Revenue: The FactSet sales consensus is $8.63 billion, while the Estimize estimate is $8.66 billion.
Stock reaction: Nike shares are up 3.5% for the year so far, but are down 9.3% for the last three months. The S&P 500 index SPX, -0.06% is up nearly 4% for the past three months.
What to watch for:
Cowen & Co. checks on Nike show continued promotions across shoes and apparel in North America, its analysts said in a Tuesday note. Adidas is narrowing the sales and margin gap with Nike through increasing space in the wholesale channel, inventory management and other factors.
Cowen & Co. rates Nike shares at market perform with a $53 price target.
Bankruptcies and store closures across the sporting goods space are also having an impact.

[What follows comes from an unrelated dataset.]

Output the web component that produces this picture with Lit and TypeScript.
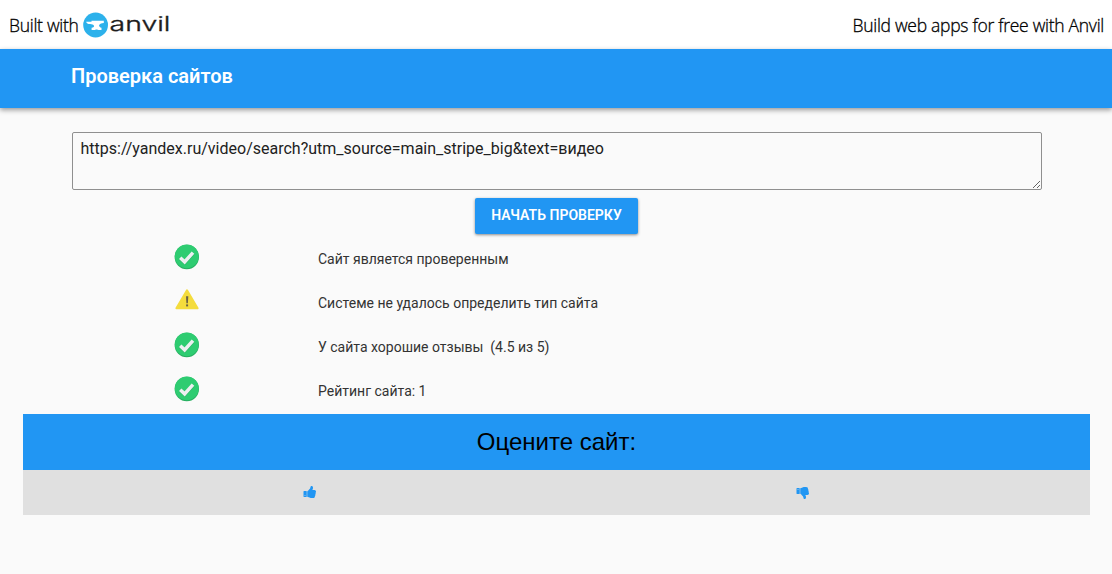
import { LitElement, html, css, svg } from "lit";
import { customElement, property } from "lit/decorators.js";

type Status = "ok" | "warn";

const THUMB =
  "M320 1344q0-26-19-45t-45-19q-27 0-45.5 19t-18.5 45q0 27 18.5 45.5t45.5 18.5q26 0 45-18.5t19-45.5zm160-512v640q0 26-19 45t-45 19h-288q-26 0-45-19t-19-45v-640q0-26 19-45t45-19h288q26 0 45 19t19 45zm1184 0q0 86-55 149 15 44 15 76 3 76-43 137 17 56 0 117-15 57-54 94 9 112-49 181-64 76-197 78h-129q-66 0-144-15.5t-121.5-29-120.5-39.5q-123-43-158-44-26-1-45-19.5t-19-44.5v-641q0-25 18-43.5t43-20.5q24-2 76-59t101-121q68-87 101-120 18-18 31-48t17.5-48.5 13.5-60.5q7-39 12.5-61t19.5-52 34-50q19-19 45-19 46 0 82.5 10.5t60 26 40 40.5 24 45 12 50 5 45 .5 39q0 38-9.5 76t-19 60-27.5 56q-3 6-10 18t-11 22-8 24h277q78 0 135 57t57 135z";

@customElement("status-icon")
class StatusIcon extends LitElement {
  @property() status: Status = "ok";

  static styles = css`
    :host { display: block; width: 26px; height: 26px; }
    svg { display: block; }
  `;

  render() {
    const shape =
      this.status === "ok"
        ? svg`<circle cx="12.8" cy="13" r="12.2" fill="#27ae60"/>
            <circle cx="12.8" cy="12.4" r="11.9" fill="#2ecc71"/>
            <path d="M6.2 13.8 10.6 17.9 19 8.6" fill="none" stroke="#27ae60" stroke-width="3.5" transform="translate(0 .7)"/>
            <path d="M6.2 13.8 10.6 17.9 19 8.6" fill="none" stroke="#ecf0f1" stroke-width="3.5"/>`
        : svg`<path d="M13 2.3 23.6 20.3H2.4Z" fill="#f4dc3d" stroke="#f4dc3d" stroke-width="2" stroke-linejoin="round"/>
            <path d="M12 8.2h2.3l-.4 7h-1.5Z" fill="#6a6145"/>
            <rect x="12.1" y="16.4" width="2" height="2" fill="#6a6145"/>`;
    return html`<svg width="26" height="26" viewBox="0 0 26 26">${shape}</svg>`;
  }
}

@customElement("app-root")
class AppRoot extends LitElement {
  private results: { status: Status; text: string }[] = [
    { status: "ok", text: "Сайт является проверенным" },
    { status: "warn", text: "Системе не удалось определить тип сайта" },
    { status: "ok", text: "У сайта хорошие отзывы  (4.5 из 5)" },
    { status: "ok", text: "Рейтинг сайта: 1" },
  ];

  static styles = css`
    :host {
      display: block;
      min-height: 574px;
      background: #fafafa;
      font-family: Roboto, "Noto Sans", sans-serif;
      font-size: 14px;
      color: #333;
    }
    * { box-sizing: border-box; }
    .banner {
      display: flex;
      justify-content: space-between;
      align-items: center;
      height: 49px;
      padding: 0 8px 0 9px;
      background: #fff;
      color: #000;
      font: 300 17.5px/24px "Open Sans", sans-serif;
      letter-spacing: -.28px;
      -webkit-text-stroke: .3px #000;
    }
    .built { display: flex; align-items: center; gap: 4px; }
    .built span { width: 70px; white-space: nowrap; }
    .logo { display: block; overflow: visible; }
    .wordmark { font: 300 20px Inter, sans-serif; fill: #1c1c1c; stroke: #1c1c1c; stroke-width: .35; letter-spacing: 0; -webkit-text-stroke: 0; }
    .appbar {
      height: 59px;
      padding: 12px 71px;
      background: #2196f3;
      color: #fff;
      box-shadow: 0 2px 5px rgba(0, 0, 0, .4);
    }
    h1 { margin: 0; font-size: 20px; line-height: 30px; font-weight: 600; }
    .content { padding: 24px 70px 0 72px; }
    textarea {
      display: block;
      width: 970px;
      height: 58px;
      padding: 6px 7.5px;
      border: 1px solid #8f8f8f;
      border-radius: 2px;
      background: transparent;
      color: #212121;
      font: 16px/20px Roboto, sans-serif;
      resize: both;
      outline: none;
    }
    .check {
      display: block;
      width: 163px;
      height: 36px;
      margin: 8px auto 0 403px;
      padding: 0 0 1px;
      border: 0;
      border-radius: 2px;
      background: #2196f3;
      color: #fff;
      font: 600 14px/35px Roboto, sans-serif;
      text-transform: uppercase;
      box-shadow: 0 1px 3px rgba(0, 0, 0, .45);
    }
    .results { display: grid; grid-auto-rows: 44px; padding-top: 1px; }
    .row { display: grid; grid-template-columns: 246px 1fr; align-items: center; }
    .row status-icon { margin: 0 0 1px 102px; }
    .row p { margin: 4px 0 0; line-height: 20px; white-space: pre; }
    .rate { margin: 3px 22px 0 23px; }
    .rate-title {
      height: 56px;
      background: #2196f3;
      color: #000;
      font: 24px/56px "Liberation Sans", sans-serif;
      text-align: center;
    }
    .votes { display: flex; height: 45px; background: #e0e0e0; }
    .vote {
      display: flex;
      align-items: center;
      padding: 0 0 1px 280px;
      width: 493px;
      height: 45px;
      border: 0;
      background: none;
    }
    .vote svg { display: block; width: 14px; height: 14px; fill: #2196f3; }
    .down { padding: 1px 0 0 280px; }
    .down svg { transform: scaleY(-1); }
  `;

  private thumb() {
    return html`<svg viewBox="0 0 1792 1792"><path d=${THUMB}></path></svg>`;
  }

  render() {
    return html`
      <header class="banner">
        <div class="built">
          <span>Built with</span>
          <svg class="logo" width="90" height="26" viewBox="0 0 90 26">
            <circle cx="12.6" cy="13" r="12.4" fill="#2cb1eb"/>
            <path fill="#fff" d="M8.5 8.7h12.3v2.2c-2.7.3-4.4 1.1-4.7 2.4-.2 1.2.8 2.2 2.4 2.5v2.1h-3.2c-.3-.7-3.1-.7-3.4 0H8.6v-2.1c2-.5 2.8-1.3 2.4-2.1-.4-.9-2.2-1.4-3.9-1.6-2.2-.2-3.6-.9-4-2.4h5.4Z"/>
            <text class="wordmark" x="26.5" y="19" textLength="61" lengthAdjust="spacingAndGlyphs">anvil</text>
          </svg>
        </div>
        <div>Build web apps for free with Anvil</div>
      </header>
      <div class="appbar"><h1>Проверка сайтов</h1></div>
      <main>
        <div class="content">
          <textarea spellcheck="false" .value=${"https://yandex.ru/video/search?utm_source=main_stripe_big&text=видео"}></textarea>
          <button class="check">Начать проверку</button>
          <div class="results">
            ${this.results.map(
              (r) => html`<div class="row"><status-icon .status=${r.status}></status-icon><p>${r.text}</p></div>`
            )}
          </div>
        </div>
        <section class="rate">
          <div class="rate-title">Оцените сайт:</div>
          <div class="votes">
            <button class="vote up">${this.thumb()}</button>
            <button class="vote down">${this.thumb()}</button>
          </div>
        </section>
      </main>
    `;
  }
}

See also: How retail bankruptcies took their toll on Under Armour in latest quarter
“Nike stands most exposed in our coverage to the retail consolidation underway, losing 300-plus points of distribution year to date alone on our math,” wrote J.P. Morgan in a Friday note.

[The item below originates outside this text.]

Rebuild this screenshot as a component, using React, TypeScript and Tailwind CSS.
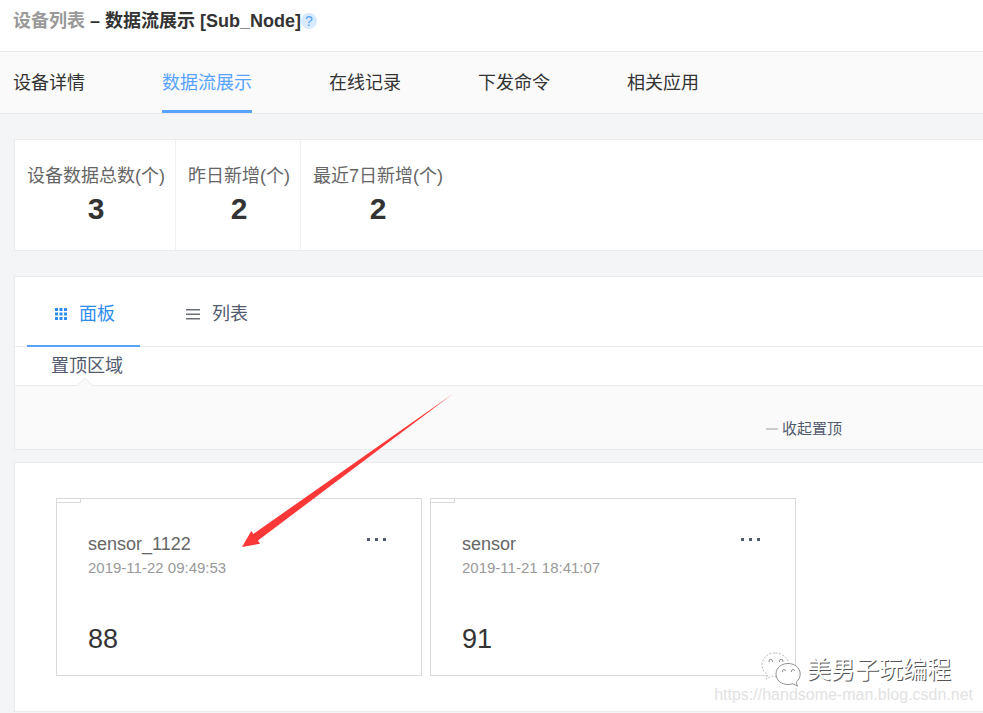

Analysts downgraded Nike to neutral from overweight, citing “multiple model constraints,” from slowing growth in North America to less shelf space at retailers. The price target was cut to $58 from $61.
“In thinking about how long it will take Nike to fully course correct, we continue to view spring 2018 as the earliest when it might begin to show signs of recovery,” wrote Canaccord Genuity analysts in a Thursday note. “The complexity lies in the fact that Nike is not acting in an Adidas-less vacuum. Adidas is on trend, in high demand, and getting stronger, which likely complicates or prolongs Nike’s recovery.”
Canaccord rates Nike shares hold with a $51 price target.